-- Data lines --
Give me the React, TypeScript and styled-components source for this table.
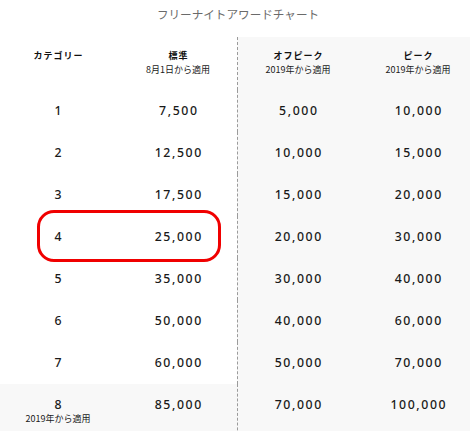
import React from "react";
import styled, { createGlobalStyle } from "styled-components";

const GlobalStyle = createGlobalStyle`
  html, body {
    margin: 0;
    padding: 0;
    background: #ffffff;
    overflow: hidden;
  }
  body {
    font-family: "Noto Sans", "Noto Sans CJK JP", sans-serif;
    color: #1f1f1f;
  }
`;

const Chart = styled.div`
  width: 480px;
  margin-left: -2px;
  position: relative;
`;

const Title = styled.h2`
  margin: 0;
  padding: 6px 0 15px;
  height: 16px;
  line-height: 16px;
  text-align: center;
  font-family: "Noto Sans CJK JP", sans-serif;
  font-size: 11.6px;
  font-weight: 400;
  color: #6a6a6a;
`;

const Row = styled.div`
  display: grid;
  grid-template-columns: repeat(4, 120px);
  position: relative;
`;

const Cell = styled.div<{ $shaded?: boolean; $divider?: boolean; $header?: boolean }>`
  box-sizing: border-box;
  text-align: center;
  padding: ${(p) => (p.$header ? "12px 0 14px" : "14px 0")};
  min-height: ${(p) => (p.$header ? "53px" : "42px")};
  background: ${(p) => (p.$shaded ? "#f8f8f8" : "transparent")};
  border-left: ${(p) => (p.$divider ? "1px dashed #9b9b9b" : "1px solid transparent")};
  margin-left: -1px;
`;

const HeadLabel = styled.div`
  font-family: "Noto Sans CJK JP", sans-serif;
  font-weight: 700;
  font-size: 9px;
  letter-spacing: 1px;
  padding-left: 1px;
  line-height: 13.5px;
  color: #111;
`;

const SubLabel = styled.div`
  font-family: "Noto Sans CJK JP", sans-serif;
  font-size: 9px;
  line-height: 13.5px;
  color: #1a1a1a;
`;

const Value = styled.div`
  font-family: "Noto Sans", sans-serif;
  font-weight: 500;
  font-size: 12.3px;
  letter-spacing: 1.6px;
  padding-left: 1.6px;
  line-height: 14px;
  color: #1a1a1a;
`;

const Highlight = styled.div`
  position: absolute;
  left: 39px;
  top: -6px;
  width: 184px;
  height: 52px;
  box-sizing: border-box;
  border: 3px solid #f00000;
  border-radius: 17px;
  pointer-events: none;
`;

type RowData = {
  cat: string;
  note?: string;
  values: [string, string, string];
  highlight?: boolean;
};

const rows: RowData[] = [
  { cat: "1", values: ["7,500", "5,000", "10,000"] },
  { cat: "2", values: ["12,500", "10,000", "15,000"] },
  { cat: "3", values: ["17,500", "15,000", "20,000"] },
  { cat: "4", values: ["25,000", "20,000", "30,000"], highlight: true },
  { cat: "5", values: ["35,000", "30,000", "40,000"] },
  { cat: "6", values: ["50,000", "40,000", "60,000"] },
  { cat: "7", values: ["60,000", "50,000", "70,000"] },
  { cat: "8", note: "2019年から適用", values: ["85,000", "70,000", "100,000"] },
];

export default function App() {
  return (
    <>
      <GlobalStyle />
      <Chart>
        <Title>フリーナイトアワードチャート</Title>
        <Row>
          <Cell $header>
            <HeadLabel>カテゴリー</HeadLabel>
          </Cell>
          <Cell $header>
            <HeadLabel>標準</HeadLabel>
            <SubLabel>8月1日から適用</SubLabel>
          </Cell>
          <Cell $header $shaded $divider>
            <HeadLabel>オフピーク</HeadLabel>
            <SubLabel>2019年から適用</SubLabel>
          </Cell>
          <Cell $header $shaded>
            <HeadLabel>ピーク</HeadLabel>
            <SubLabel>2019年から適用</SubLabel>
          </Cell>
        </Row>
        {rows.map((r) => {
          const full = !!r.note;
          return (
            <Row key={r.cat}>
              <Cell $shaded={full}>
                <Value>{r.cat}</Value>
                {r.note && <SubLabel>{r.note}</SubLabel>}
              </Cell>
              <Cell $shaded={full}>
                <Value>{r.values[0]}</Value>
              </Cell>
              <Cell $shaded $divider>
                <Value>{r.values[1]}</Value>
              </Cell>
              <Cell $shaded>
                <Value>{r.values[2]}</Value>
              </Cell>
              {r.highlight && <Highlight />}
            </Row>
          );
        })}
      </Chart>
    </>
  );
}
* * *
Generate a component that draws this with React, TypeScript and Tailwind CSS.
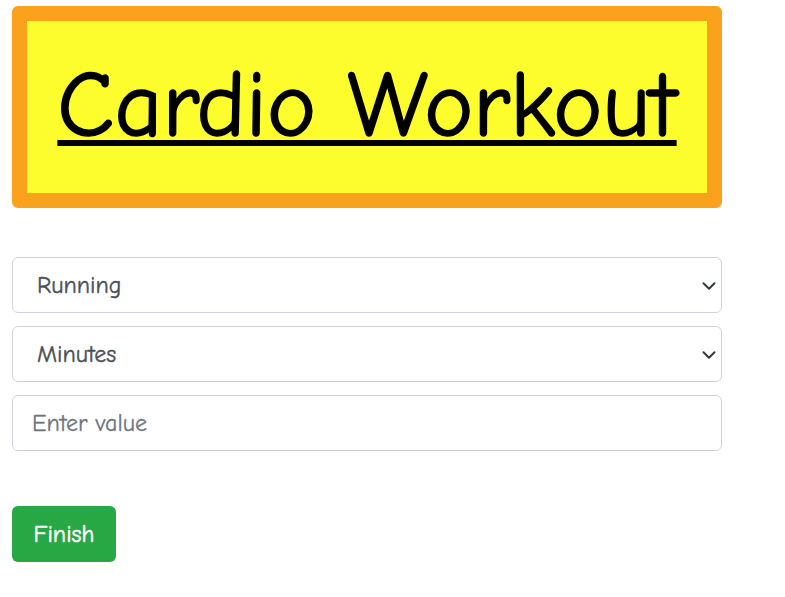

-- What the task requires --
Go through the listing above and pull out each line containing the word "components".

-- Response to the exercise --
Give me the React, TypeScript and styled-components source for this table.
import styled, { createGlobalStyle } from "styled-components";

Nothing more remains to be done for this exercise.